■ Material shown
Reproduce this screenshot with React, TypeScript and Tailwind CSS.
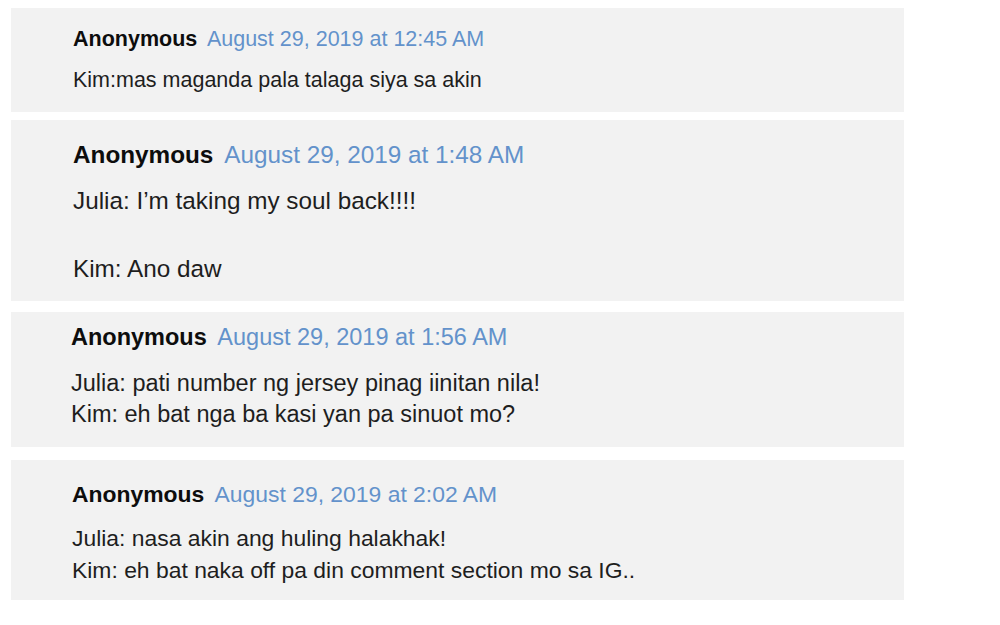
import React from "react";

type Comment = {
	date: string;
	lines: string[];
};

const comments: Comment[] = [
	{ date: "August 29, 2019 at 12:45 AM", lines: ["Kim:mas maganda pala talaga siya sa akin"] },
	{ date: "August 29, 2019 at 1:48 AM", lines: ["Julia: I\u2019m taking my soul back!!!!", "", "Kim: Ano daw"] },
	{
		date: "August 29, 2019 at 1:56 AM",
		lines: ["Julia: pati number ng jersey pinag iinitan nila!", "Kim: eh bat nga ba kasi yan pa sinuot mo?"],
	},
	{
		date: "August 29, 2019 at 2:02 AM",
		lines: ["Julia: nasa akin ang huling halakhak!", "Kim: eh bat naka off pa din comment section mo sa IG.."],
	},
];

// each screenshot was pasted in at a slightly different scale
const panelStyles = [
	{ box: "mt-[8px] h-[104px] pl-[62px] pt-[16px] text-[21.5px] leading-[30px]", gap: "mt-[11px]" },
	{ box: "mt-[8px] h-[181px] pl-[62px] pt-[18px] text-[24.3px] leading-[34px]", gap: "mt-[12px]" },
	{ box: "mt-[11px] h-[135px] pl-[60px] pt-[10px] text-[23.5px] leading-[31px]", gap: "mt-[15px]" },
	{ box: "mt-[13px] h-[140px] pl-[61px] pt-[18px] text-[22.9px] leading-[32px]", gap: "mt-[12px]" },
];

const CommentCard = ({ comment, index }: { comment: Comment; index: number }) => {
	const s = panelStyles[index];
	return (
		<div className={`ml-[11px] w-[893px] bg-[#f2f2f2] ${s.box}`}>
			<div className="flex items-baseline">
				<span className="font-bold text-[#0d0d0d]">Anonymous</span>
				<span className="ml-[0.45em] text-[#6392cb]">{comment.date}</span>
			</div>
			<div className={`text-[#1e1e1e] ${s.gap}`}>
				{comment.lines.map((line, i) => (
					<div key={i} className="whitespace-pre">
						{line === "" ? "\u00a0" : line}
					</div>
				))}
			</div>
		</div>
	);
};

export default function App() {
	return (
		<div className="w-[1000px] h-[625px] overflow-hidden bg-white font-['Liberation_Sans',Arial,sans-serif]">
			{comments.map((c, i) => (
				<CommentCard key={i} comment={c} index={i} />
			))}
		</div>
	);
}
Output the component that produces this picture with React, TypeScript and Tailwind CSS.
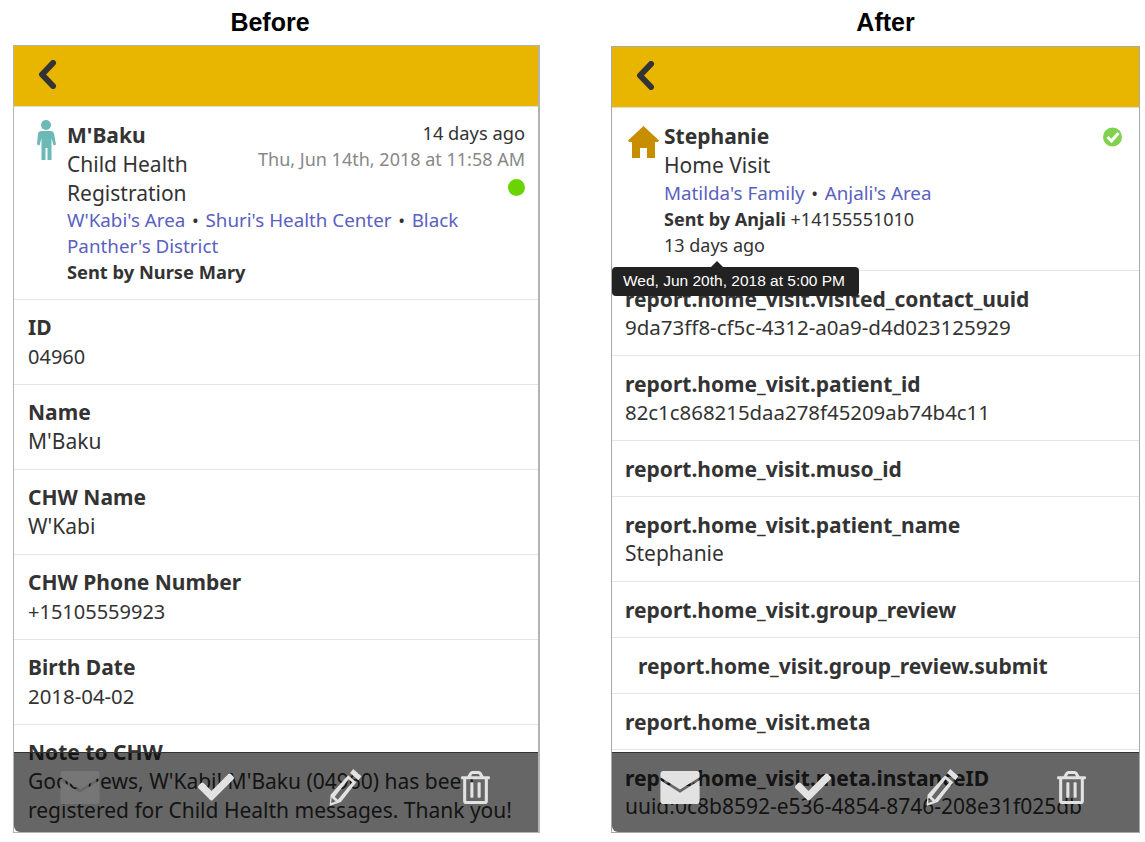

■ Direction
The records above must be printed exactly; the pictures stay out.

■ Task output
Reproduce this screenshot with React, TypeScript and Tailwind CSS.
import React from "react";

type Comment = {
	date: string;
	lines: string[];
};

const comments: Comment[] = [
	{ date: "August 29, 2019 at 12:45 AM", lines: ["Kim:mas maganda pala talaga siya sa akin"] },
	{ date: "August 29, 2019 at 1:48 AM", lines: ["Julia: I\u2019m taking my soul back!!!!", "", "Kim: Ano daw"] },
	{
		date: "August 29, 2019 at 1:56 AM",
		lines: ["Julia: pati number ng jersey pinag iinitan nila!", "Kim: eh bat nga ba kasi yan pa sinuot mo?"],
	},
	{
		date: "August 29, 2019 at 2:02 AM",
		lines: ["Julia: nasa akin ang huling halakhak!", "Kim: eh bat naka off pa din comment section mo sa IG.."],
	},
];

// each screenshot was pasted in at a slightly different scale
const panelStyles = [
	{ box: "mt-[8px] h-[104px] pl-[62px] pt-[16px] text-[21.5px] leading-[30px]", gap: "mt-[11px]" },
	{ box: "mt-[8px] h-[181px] pl-[62px] pt-[18px] text-[24.3px] leading-[34px]", gap: "mt-[12px]" },
	{ box: "mt-[11px] h-[135px] pl-[60px] pt-[10px] text-[23.5px] leading-[31px]", gap: "mt-[15px]" },
	{ box: "mt-[13px] h-[140px] pl-[61px] pt-[18px] text-[22.9px] leading-[32px]", gap: "mt-[12px]" },
];

const CommentCard = ({ comment, index }: { comment: Comment; index: number }) => {
	const s = panelStyles[index];
	return (
		<div className={`ml-[11px] w-[893px] bg-[#f2f2f2] ${s.box}`}>
			<div className="flex items-baseline">
				<span className="font-bold text-[#0d0d0d]">Anonymous</span>
				<span className="ml-[0.45em] text-[#6392cb]">{comment.date}</span>
			</div>
			<div className={`text-[#1e1e1e] ${s.gap}`}>
				{comment.lines.map((line, i) => (
					<div key={i} className="whitespace-pre">
						{line === "" ? "\u00a0" : line}
					</div>
				))}
			</div>
		</div>
	);
};

export default function App() {
	return (
		<div className="w-[1000px] h-[625px] overflow-hidden bg-white font-['Liberation_Sans',Arial,sans-serif]">
			{comments.map((c, i) => (
				<CommentCard key={i} comment={c} index={i} />
			))}
		</div>
	);
}
Output the component that produces this picture with React, TypeScript and Tailwind CSS.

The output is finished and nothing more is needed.